YOUR TASK |
Reproduce the listing below word for word, with no pictures.
-- START OF INFORMATION SUPPLIED --
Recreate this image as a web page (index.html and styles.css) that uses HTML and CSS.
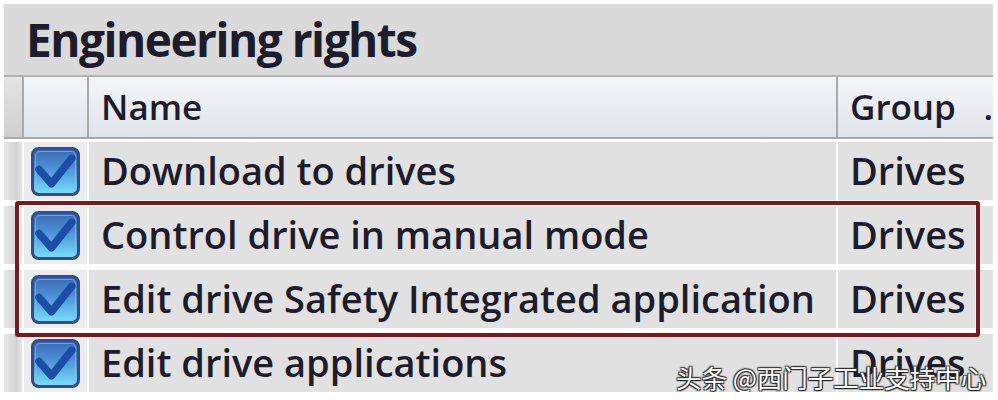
FILE: index.html
```html
<!DOCTYPE html>
<html lang="en">
<head>
<meta charset="UTF-8">
<title>Engineering rights</title>
<link rel="stylesheet" href="styles.css">
</head>
<body>

<div class="panel">

<div class="title">Engineering rights</div>

<div class="grid header">
    <div class="stub"></div>
    <div class="cell box-col"></div>
    <div class="cell name">Name</div>
    <div class="cell group">Group<span class="more">.</span></div>
</div>

<div class="grid row">
    <div class="stub"></div>
    <div class="cell box-col">
        <svg class="check" viewBox="0 0 48 48"><use href="#cb"/></svg>
    </div>
    <div class="cell name">Download to drives</div>
    <div class="cell group">Drives</div>
</div>

<div class="grid row">
    <div class="stub"></div>
    <div class="cell box-col">
        <svg class="check" viewBox="0 0 48 48"><use href="#cb"/></svg>
    </div>
    <div class="cell name">Control drive in manual mode</div>
    <div class="cell group">Drives</div>
</div>

<div class="grid row">
    <div class="stub"></div>
    <div class="cell box-col">
        <svg class="check" viewBox="0 0 48 48"><use href="#cb"/></svg>
    </div>
    <div class="cell name">Edit drive Safety Integrated application</div>
    <div class="cell group">Drives</div>
</div>

<div class="grid row">
    <div class="stub"></div>
    <div class="cell box-col">
        <svg class="check" viewBox="0 0 48 48"><use href="#cb"/></svg>
    </div>
    <div class="cell name">Edit drive applications</div>
    <div class="cell group">Drives</div>
</div>

<div class="mark"></div>
<div class="watermark">头条 @西门子工业支持中心</div>

</div>

<svg width="0" height="0" style="position:absolute">
    <defs>
        <linearGradient id="fill" x1="0" y1="0" x2="0" y2="1">
            <stop offset="0" stop-color="#3b66b4"/>
            <stop offset="0.45" stop-color="#4f93d8"/>
            <stop offset="1" stop-color="#79e2fb"/>
        </linearGradient>
        <g id="cb">
            <rect x="1.5" y="1.5" width="45" height="45" rx="6" fill="url(#fill)" stroke="#2f4f85" stroke-width="3"/>
            <rect x="4.5" y="4.5" width="39" height="39" rx="4" fill="none" stroke="#8fc4ee" stroke-width="1" opacity="0.6"/>
            <path d="M8 22 L20 36 L40 11" fill="none" stroke="#1c4ea6" stroke-width="7.5" stroke-linecap="round" stroke-linejoin="round"/>
        </g>
    </defs>
</svg>

</body>
</html>
```

FILE: styles.css
```css
body{
    margin:0;
    background:white;
    font-family:"Open Sans",Arial,sans-serif;
    color:#1d1c2b;
    overflow:hidden;
}

.panel{
    position:relative;
    width:989px;
    margin:4px 0 0 4px;
}

.title{
    height:71px;
    background:#dadada;
    border-bottom:2px solid #b3b3b3;
    padding-left:22px;
    font-size:46px;
    font-weight:700;
    line-height:70px;
    letter-spacing:-1.5px;
}

.grid{
    display:grid;
    grid-template-columns:18px 63px 747px 1fr;
    column-gap:2px;
}

.header{
    height:60px;
    background:#a9a9a9;
    border-bottom:2px solid #a9a9a9;
}

.header .cell{
    background:linear-gradient(#f3f5f8,#dfe4ea);
    font-size:35px;
    font-weight:600;
    line-height:60px;
}

.header .stub{
    background:linear-gradient(#e4e4e4,#cfcfcf);
}

.row{
    height:58px;
    margin-top:6px;
    background:white;
}

.header + .row{
    margin-top:3px;
}

.row .stub{
    background:linear-gradient(90deg,#e6e6e6,#d2d2d2 70%,#e8e8e8);
}

.row .cell{
    background:#e1e1e1;
    font-size:38px;
    font-weight:600;
    line-height:57px;
    white-space:nowrap;
}

.row .box-col{
    background:#ececec;
}

.cell.name{
    padding-left:12px;
}

.cell.group{
    padding-left:12px;
    position:relative;
    overflow:hidden;
}

.box-col{
    display:flex;
    align-items:center;
    padding-left:7px;
}

.check{
    width:49px;
    height:49px;
}

.more{
    position:absolute;
    right:0;
    top:0;
}

.mark{
    position:absolute;
    left:11px;
    top:197px;
    width:965px;
    height:136px;
    box-sizing:border-box;
    border:4px solid #7a1a1c;
    border-radius:3px;
    box-shadow:inset 0 0 0 1px rgba(255,255,255,0.8);
}

.watermark{
    position:absolute;
    left:672px;
    top:354px;
    white-space:nowrap;
    font-family:"Noto Sans CJK SC",sans-serif;
    font-size:25.5px;
    color:white;
    text-shadow:1px 1px 1px #222,-1px -1px 1px #333,1px -1px 1px #333,-1px 1px 1px #333;
}
```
-- END OF INFORMATION SUPPLIED --
EXPECTED ANSWER |
Recreate this image as a web page (index.html and styles.css) that uses HTML and CSS.
FILE: index.html
```html
<!DOCTYPE html>
<html lang="en">
<head>
<meta charset="UTF-8">
<title>Engineering rights</title>
<link rel="stylesheet" href="styles.css">
</head>
<body>

<div class="panel">

<div class="title">Engineering rights</div>

<div class="grid header">
    <div class="stub"></div>
    <div class="cell box-col"></div>
    <div class="cell name">Name</div>
    <div class="cell group">Group<span class="more">.</span></div>
</div>

<div class="grid row">
    <div class="stub"></div>
    <div class="cell box-col">
        <svg class="check" viewBox="0 0 48 48"><use href="#cb"/></svg>
    </div>
    <div class="cell name">Download to drives</div>
    <div class="cell group">Drives</div>
</div>

<div class="grid row">
    <div class="stub"></div>
    <div class="cell box-col">
        <svg class="check" viewBox="0 0 48 48"><use href="#cb"/></svg>
    </div>
    <div class="cell name">Control drive in manual mode</div>
    <div class="cell group">Drives</div>
</div>

<div class="grid row">
    <div class="stub"></div>
    <div class="cell box-col">
        <svg class="check" viewBox="0 0 48 48"><use href="#cb"/></svg>
    </div>
    <div class="cell name">Edit drive Safety Integrated application</div>
    <div class="cell group">Drives</div>
</div>

<div class="grid row">
    <div class="stub"></div>
    <div class="cell box-col">
        <svg class="check" viewBox="0 0 48 48"><use href="#cb"/></svg>
    </div>
    <div class="cell name">Edit drive applications</div>
    <div class="cell group">Drives</div>
</div>

<div class="mark"></div>
<div class="watermark">头条 @西门子工业支持中心</div>

</div>

<svg width="0" height="0" style="position:absolute">
    <defs>
        <linearGradient id="fill" x1="0" y1="0" x2="0" y2="1">
            <stop offset="0" stop-color="#3b66b4"/>
            <stop offset="0.45" stop-color="#4f93d8"/>
            <stop offset="1" stop-color="#79e2fb"/>
        </linearGradient>
        <g id="cb">
            <rect x="1.5" y="1.5" width="45" height="45" rx="6" fill="url(#fill)" stroke="#2f4f85" stroke-width="3"/>
            <rect x="4.5" y="4.5" width="39" height="39" rx="4" fill="none" stroke="#8fc4ee" stroke-width="1" opacity="0.6"/>
            <path d="M8 22 L20 36 L40 11" fill="none" stroke="#1c4ea6" stroke-width="7.5" stroke-linecap="round" stroke-linejoin="round"/>
        </g>
    </defs>
</svg>

</body>
</html>
```

FILE: styles.css
```css
body{
    margin:0;
    background:white;
    font-family:"Open Sans",Arial,sans-serif;
    color:#1d1c2b;
    overflow:hidden;
}

.panel{
    position:relative;
    width:989px;
    margin:4px 0 0 4px;
}

.title{
    height:71px;
    background:#dadada;
    border-bottom:2px solid #b3b3b3;
    padding-left:22px;
    font-size:46px;
    font-weight:700;
    line-height:70px;
    letter-spacing:-1.5px;
}

.grid{
    display:grid;
    grid-template-columns:18px 63px 747px 1fr;
    column-gap:2px;
}

.header{
    height:60px;
    background:#a9a9a9;
    border-bottom:2px solid #a9a9a9;
}

.header .cell{
    background:linear-gradient(#f3f5f8,#dfe4ea);
    font-size:35px;
    font-weight:600;
    line-height:60px;
}

.header .stub{
    background:linear-gradient(#e4e4e4,#cfcfcf);
}

.row{
    height:58px;
    margin-top:6px;
    background:white;
}

.header + .row{
    margin-top:3px;
}

.row .stub{
    background:linear-gradient(90deg,#e6e6e6,#d2d2d2 70%,#e8e8e8);
}

.row .cell{
    background:#e1e1e1;
    font-size:38px;
    font-weight:600;
    line-height:57px;
    white-space:nowrap;
}

.row .box-col{
    background:#ececec;
}

.cell.name{
    padding-left:12px;
}

.cell.group{
    padding-left:12px;
    position:relative;
    overflow:hidden;
}

.box-col{
    display:flex;
    align-items:center;
    padding-left:7px;
}

.check{
    width:49px;
    height:49px;
}

.more{
    position:absolute;
    right:0;
    top:0;
}

.mark{
    position:absolute;
    left:11px;
    top:197px;
    width:965px;
    height:136px;
    box-sizing:border-box;
    border:4px solid #7a1a1c;
    border-radius:3px;
    box-shadow:inset 0 0 0 1px rgba(255,255,255,0.8);
}

.watermark{
    position:absolute;
    left:672px;
    top:354px;
    white-space:nowrap;
    font-family:"Noto Sans CJK SC",sans-serif;
    font-size:25.5px;
    color:white;
    text-shadow:1px 1px 1px #222,-1px -1px 1px #333,1px -1px 1px #333,-1px 1px 1px #333;
}
```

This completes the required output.